Residence: Vancouver, BC, Canada
Team: Face to Face Games
Qualified via Pro Club Platinum level
Pro Points: 190 lifetime (39 in 2015–16)
Pro Tour Debut: Philadelphia 2011
Pro Tours Played: 15
Best Pro Tour Finish: 2nd
His PTs: http://www.mtgptresults.com/player/jacob-wilson
Top 8: 2 Pro Tours and 7 Grand Prix (3 wins)
Planeswalker Level: 47 (Archmage)
Q: Your first major success was at GP Chicago in 2012. At the time you were 17 years old, probably making you one of the youngest Grand Prix winners ever. After the tournament you said that you had switched to your deck only the night before, and also that Top 4 had been your goal for the tournament all along as you had failed to win a PTQ. Where did you get that self-confidence? Did you ever fall in a hole when things did not go too well? And how did you experience the tournament?
I was very confident in my Magic abilities, evidenced by flying to Grand Prix as a kid with no income. I would regularly spend 100% of my money and borrow to go to events. I qualified for my first PT on rating and regularly had 2k+ rating on Magic Online so I knew I was good enough, even if many pros understood the game more deeply than me. The tournament was mostly a high—I started 9-0. At 10-1 I played my friend Sam Pardee and lost to 10-2—at that point the reality of losing started to sink in. I was very fortunate in the following 6 rounds to win every time (I even mulliganed to 4 in the quarterfinals!). After the GP I won a PTQ with the same deck, so I was qualified for 2 PTs in a row. I missed one after that, Seattle, and have played 10 or so in a row since. After my first PT, Philly 2011, it took me a long time to re-qualify and I certainly fell into a hole of disappointment and doubt.
Q: GP Chicago was Modern, and both your Pro Tour Top 8s were at Modern Pro Tours so you are generally considered a Modern specialist. Is Modern your favorite format? What do you think about the removal of the Modern Pro Tour?

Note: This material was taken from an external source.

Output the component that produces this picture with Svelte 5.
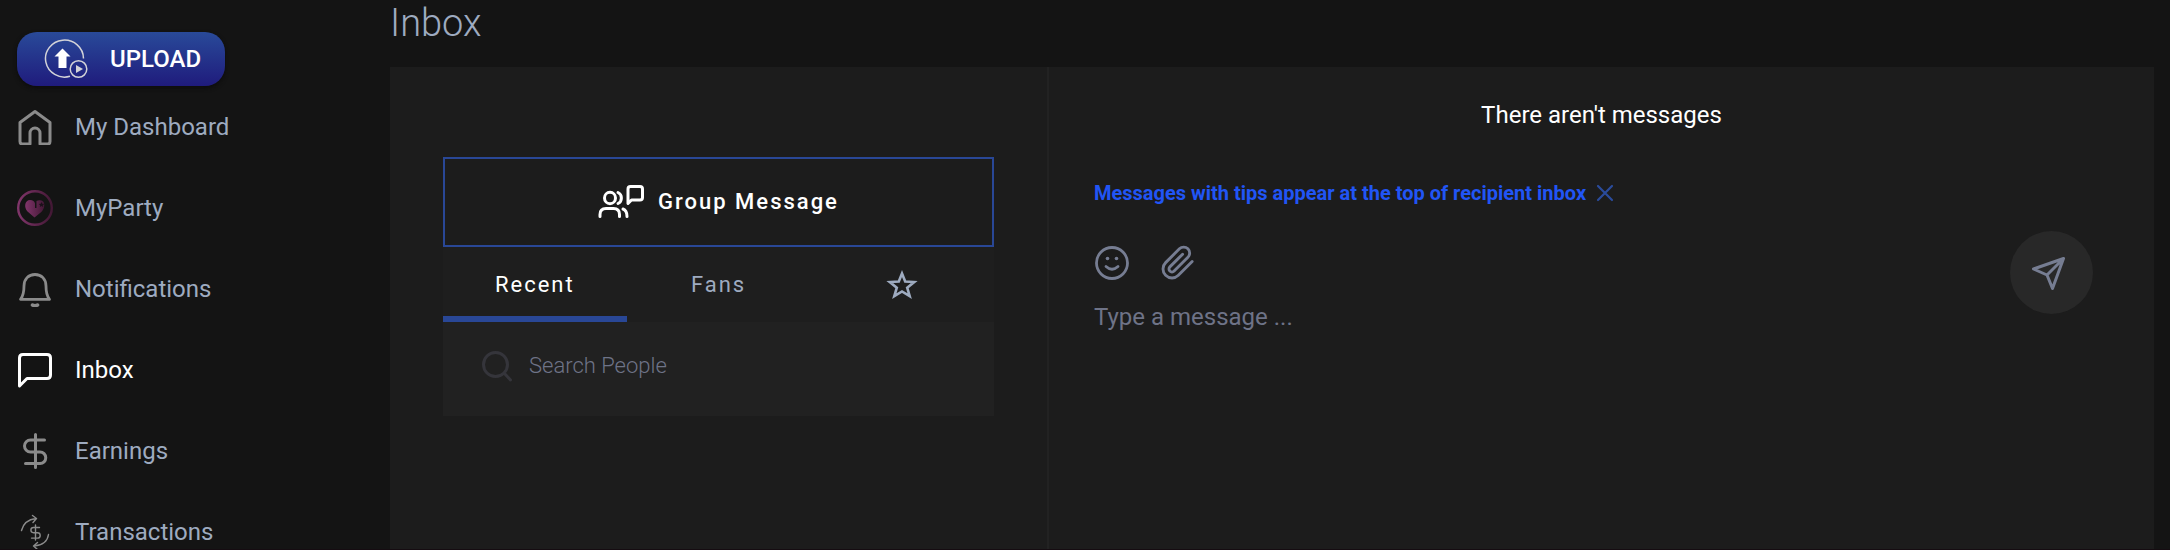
<script lang="ts">
  type NavItem = { label: string; icon: string }

  const nav: NavItem[] = [
    { label: "My Dashboard", icon: "home" },
    { label: "MyParty", icon: "party" },
    { label: "Notifications", icon: "bell" },
    { label: "Inbox", icon: "chat" },
    { label: "Earnings", icon: "dollar" },
    { label: "Transactions", icon: "transfer" },
  ];

  let current = $state("Inbox");
  let tab = $state("recent");
  let search = $state("");
  let message = $state("");
  let showTip = $state(true);
</script>

<div class="app">
  <aside>
    <button class="upload" type="button">
      <svg width="44" height="40" viewBox="0 0 44 40" fill="none" aria-hidden="true">
        <path d="M39.5 19.5A19 18.5 0 1 0 26 37.3" stroke="#d3d3d8" stroke-width="1.5" />
        <path d="M18.5 9.500 26.500 17.500H22.500V29H14.500V17.500H10.500Z" fill="#fff" />
        <circle cx="34.500" cy="30" r="8.300" stroke="#d3d3d8" stroke-width="1.500" />
        <path d="M32 26v8l7-4z" fill="#d3d3d8" />
      </svg>
      <span>UPLOAD</span>
    </button>

    <nav>
      {#each nav as item}
        <a
          href="#{item.icon}"
          class:active={current === item.label}
          aria-current={current === item.label ? "page" : undefined}
          onclick={() => (current = item.label)}
        >
          <svg width="36" height="36" viewBox="0 0 36 36" fill="none" stroke-width="3" stroke-linecap="round" stroke-linejoin="round" aria-hidden="true">
            {#if item.icon === "home"}
              <path d="M18 2.500 33 13.500V32.500Q33 35 30.500 35H23V24a5 5 0 0 0-10 0V35H5.500Q3 35 3 32.500V13.500Z" />
            {:else if item.icon === "party"}
              <defs>
                <linearGradient id="party" x1="0" x2="1">
                  <stop offset="0" stop-color="#80356a" />
                  <stop offset="1" stop-color="#431835" />
                </linearGradient>
              </defs>
              <circle cx="18" cy="18" r="16.800" stroke="url(#party)" stroke-width="2.400" />
              <g stroke="none">
                <path d="M17.500 27.500 10.500 21.500C6.500 17 8 10 13 10c3 0 4.500 1.500 5 3.500V18h1.500v-7C22 9.500 27.500 10 27.300 15c0 3-1.500 5.500-3 7Z" fill="url(#party)" />
                <path d="m24.500 12 .8 1.700 1.900.2-1.400 1.300.4 1.900-1.700-1-1.700 1 .4-1.900-1.400-1.300 1.900-.2Z" fill="#1b1119" />
              </g>
            {:else if item.icon === "bell"}
              <path d="M3.500 28.300c2.500-3 3.500-7 3.500-13.300 0-7 4.500-11.500 11-11.500S29 8 29 15c0 6.300 1 10.300 3.500 13.300Z" stroke-width="2.800" />
              <path d="M15.500 34q2.500 1.500 5 0" stroke-width="3.500" />
            {:else if item.icon === "chat"}
              <path d="M2.500 34V6Q2.500 2.500 6 2.500H30Q33.500 2.500 33.500 6V23Q33.500 26.500 30 26.500H10Z" />
            {:else if item.icon === "dollar"}
              <path d="M18.500 1.500v33M27.500 7H13.500a6 6 0 0 0 0 12H23a5.700 5.700 0 0 1 0 11.500H8.500" />
            {:else}
              <g stroke-width="1.400">
                <path d="M4.500 16.500Q7 6 19 4.500M15.500 1.500l4 3-3.500 4M31.500 20.500Q30 31 17 32M20.500 28.500l-4 3.500 4 3.500" />
                <path d="M18.500 11v15M22.500 13.500h-6a2.500 2.500 0 0 0 0 5.200h4a2.700 2.700 0 0 1 0 5.400h-6" />
              </g>
            {/if}
          </svg>
          <span>{item.label}</span>
        </a>
      {/each}
    </nav>
  </aside>

  <main>
    <h1>Inbox</h1>

    <div class="panel">
      <section class="people">
        <button class="group" type="button">
          <svg width="46" height="36" viewBox="0 0 46 36" fill="none" stroke="#fff" stroke-width="3" stroke-linecap="round" stroke-linejoin="round" aria-hidden="true">
            <ellipse cx="12" cy="14" rx="5.500" ry="5.700" />
            <path d="M2 32.500V30.500Q2 24.500 8 24.500H15.500Q21.500 24.500 21.500 30.500V32.500" />
            <path d="M20 8.500c4.500 2 4.500 9 0 11M25 25q4 1.500 4 7.500" />
            <path d="M30 19.500V5Q30 2.500 32.500 2.500H42Q44.500 2.500 44.500 5V13.500Q44.500 16 42 16H33.500Z" />
          </svg>
          <span>Group Message</span>
        </button>

        <div class="tabs" role="tablist">
          <button type="button" role="tab" aria-selected={tab === "recent"} onclick={() => (tab = "recent")}>Recent</button>
          <button type="button" role="tab" aria-selected={tab === "fans"} onclick={() => (tab = "fans")}>Fans</button>
          <button type="button" role="tab" aria-label="Favorites" aria-selected={tab === "favorites"} onclick={() => (tab = "favorites")}>
            <svg width="32" height="32" viewBox="0 0 32 32" fill="none" stroke="currentColor" stroke-width="2.600" aria-hidden="true">
              <path d="m16 4.500 3.200 8 9 .5-7 5.700 2.500 8.500L16 22.500l-7.700 4.700 2.500-8.500-7-5.700 9-.5Z" />
            </svg>
          </button>
        </div>

        <label class="search">
          <svg width="32" height="32" viewBox="0 0 32 32" fill="none" stroke="#35353b" stroke-width="3" stroke-linecap="round" aria-hidden="true">
            <circle cx="14.500" cy="14.500" r="12" />
            <path d="m23.500 23.500 6 6.500" />
          </svg>
          <input type="text" placeholder="Search People" aria-label="Search People" bind:value={search} />
        </label>
      </section>

      <section class="chat">
        <p class="empty">There aren't messages</p>

        {#if showTip}
          <div class="tip">
            <strong>Messages with tips appear at the top of recipient inbox</strong>
            <button type="button" aria-label="Dismiss" onclick={() => (showTip = false)}>
              <svg width="18" height="18" viewBox="0 0 18 18" stroke="#2a4b9b" stroke-width="2.200" stroke-linecap="round" aria-hidden="true">
                <path d="m2 2 14 14M16 2 2 16" />
              </svg>
            </button>
          </div>
        {/if}

        <form class="composer" onsubmit={(e) => e.preventDefault()}>
          <div class="fields">
            <div class="tools">
              <button type="button" aria-label="Emoji">
                <svg width="36" height="36" viewBox="0 0 36 36" fill="none" stroke="currentColor" stroke-width="2.800" stroke-linecap="round" aria-hidden="true">
                  <circle cx="18" cy="18" r="15.500" />
                  <path d="M12 21.500q6 5.500 12 0" />
                  <circle cx="13.500" cy="13.500" r="1.800" fill="currentColor" stroke="none" />
                  <circle cx="22.500" cy="13.500" r="1.800" fill="currentColor" stroke="none" />
                </svg>
              </button>
              <button type="button" aria-label="Attach file">
                <svg width="36" height="36" viewBox="0 0 24 24" fill="none" stroke="currentColor" stroke-width="1.900" stroke-linecap="round" stroke-linejoin="round" aria-hidden="true">
                  <path d="m21.440 11.050-9.190 9.190a6 6 0 0 1-8.490-8.490l9.190-9.190a4 4 0 0 1 5.660 5.660l-9.200 9.190a2 2 0 0 1-2.830-2.830l8.490-8.480" />
                </svg>
              </button>
            </div>
            <input type="text" placeholder="Type a message ..." aria-label="Message" bind:value={message} />
          </div>
          <button class="send" type="submit" aria-label="Send">
            <svg width="40" height="40" viewBox="0 0 40 40" fill="none" stroke="currentColor" stroke-width="3" stroke-linecap="round" stroke-linejoin="round" aria-hidden="true">
              <path d="M34.500 5.500 4.500 16 18 22 23.500 35.500ZM34.500 5.500 18 22" />
            </svg>
          </button>
        </form>
      </section>
    </div>
  </main>
</div>

<style>
  :global(body) {
    background: #141414;
  }

  .app {
    display: flex;
    box-sizing: border-box;
    height: 100vh;
    overflow: hidden;
    border-bottom: 1px solid #150c11;
    color: #9eabc0;
    font-family: Roboto, "Liberation Sans", sans-serif;
    font-size: 24px;
    line-height: 28px;
  }

  button,
  input {
    padding: 0;
    border: 0;
    outline: 0;
    background: none;
    color: inherit;
    font: inherit;
  }

  button {
    cursor: pointer;
  }

  svg {
    display: block;
    flex: none;
  }

  aside {
    flex: none;
    width: 373px;
    padding: 32px 0 0 17px;
  }

  .upload {
    display: flex;
    align-items: center;
    gap: 22px;
    width: 208px;
    height: 54px;
    padding-left: 27px;
    border-radius: 20px;
    background: linear-gradient(#294a99, #1f1b7c);
    box-shadow: 0 2px 4px #0c0c0c;
    color: #fff;
    font-weight: 500;
  }

  nav a {
    display: flex;
    align-items: center;
    gap: 22px;
    height: 81px;
    color: inherit;
    text-decoration: none;
  }

  nav svg {
    stroke: #8b8b8b;
  }

  nav .active {
    color: #fff;
  }

  nav .active svg {
    stroke: #fff;
  }

  main {
    display: flex;
    flex: 1;
    flex-direction: column;
    padding-right: 16px;
  }

  h1 {
    margin: 0;
    padding-bottom: 21px;
    font-size: 38px;
    font-weight: 300;
    line-height: 46px;
  }

  .panel {
    display: flex;
    flex: 1;
    background: #1c1c1c;
  }

  .people {
    box-sizing: border-box;
    flex: none;
    width: 659px;
    padding: 90px 53px 0;
    border-right: 2px solid #222;
    font-size: 22px;
  }

  .group {
    display: flex;
    align-items: center;
    justify-content: center;
    gap: 14px;
    width: 100%;
    height: 90px;
    border: 2px solid #294796;
    color: #fff;
    font-weight: 500;
    letter-spacing: 2px;
  }

  .tabs {
    display: flex;
    background: #1e1e1e;
  }

  .tabs button {
    display: flex;
    flex: 1;
    align-items: center;
    justify-content: center;
    box-sizing: border-box;
    height: 75px;
    padding-top: 6px;
    border-bottom: 6px solid transparent;
    letter-spacing: 2px;
  }

  .tabs button[aria-selected="true"] {
    border-color: #294796;
    color: #fff;
  }

  .search {
    display: flex;
    align-items: center;
    gap: 16px;
    height: 94px;
    padding: 0 38px 6px;
    box-sizing: border-box;
    background: #212121;
    font-weight: 300;
  }

  .search input {
    flex: 1;
    min-width: 0;
  }

  input::placeholder {
    color: #6e7387;
    opacity: 1;
  }

  .chat {
    flex: 1;
    padding: 34px 45px 0;
  }

  .empty {
    margin: 0;
    color: #fff;
    text-align: center;
  }

  .tip {
    display: flex;
    align-items: center;
    gap: 10px;
    padding: 50px 0 24px;
    color: #2155f5;
    font-size: 20px;
  }

  .tip strong {
    font-weight: 700;
  }

  .composer {
    display: flex;
    align-items: flex-start;
    padding-right: 16px;
    color: #767d92;
  }

  .fields {
    flex: 1;
    padding-top: 14px;
  }

  .tools {
    display: flex;
    gap: 30px;
    padding-bottom: 20px;
  }

  .fields input {
    display: block;
    width: 100%;
    height: 32px;
  }

  .send {
    display: flex;
    align-items: center;
    justify-content: center;
    width: 83px;
    height: 83px;
    padding-right: 6px;
    box-sizing: border-box;
    border-radius: 50%;
    background: #282828;
  }
</style>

I think Modern is a terrible format. I like Legacy the most followed by Draft. Removing the Modern Pro Tour is a good move but I would like to see a format different than Standard, maybe a strange format like singleton or duel decks.
Q: The current season started with a win at the Team GP in Detroit and includes another strong finish at the Team GP in Washington, D.C. Both times you played with with Sam Pardee and Matt Nass. All three of you are generally more renowned as Constructed than Limited players. What was the key to your success as a team? Considering your exploits as a team this season, and the fact that you all still have a good shot at Platinum, didn’t you itch to make the trip to Sao Paulo like Pascal, BBD, and Shaheen?
We work well as a team because we are good friends, we are able to resolve disagreements quickly and without anyone being offended. I wanted to go to Brazil but I couldn’t find a team after Matt and Sam couldn’t go. I recruited a lot of potential teammates but it didn’t work out. Team tournaments are great and I’m looking forward to Louisville.
Q: In the last 2 years you went to the last Pro Tour already locked for Platinum. This time you need a strong finish to become Platinum for another year. Is that something that makes you nervous or is it pure extra motivation? What are your goals for the next season? Do they depend on your success in Sydney?
I think I am unlikely to make Platinum and that is disappointing. My number one goal currently is to win a Pro Tour, so if that goes well then I will be Platinum next year. I will still play every PT next year as a Gold-level player. Platinum is put on a pedestal in the Magic community, but if you look closely, it is only $12,000-$15,000. I’ll be fine without being Platinum—I will work for my money somewhere else.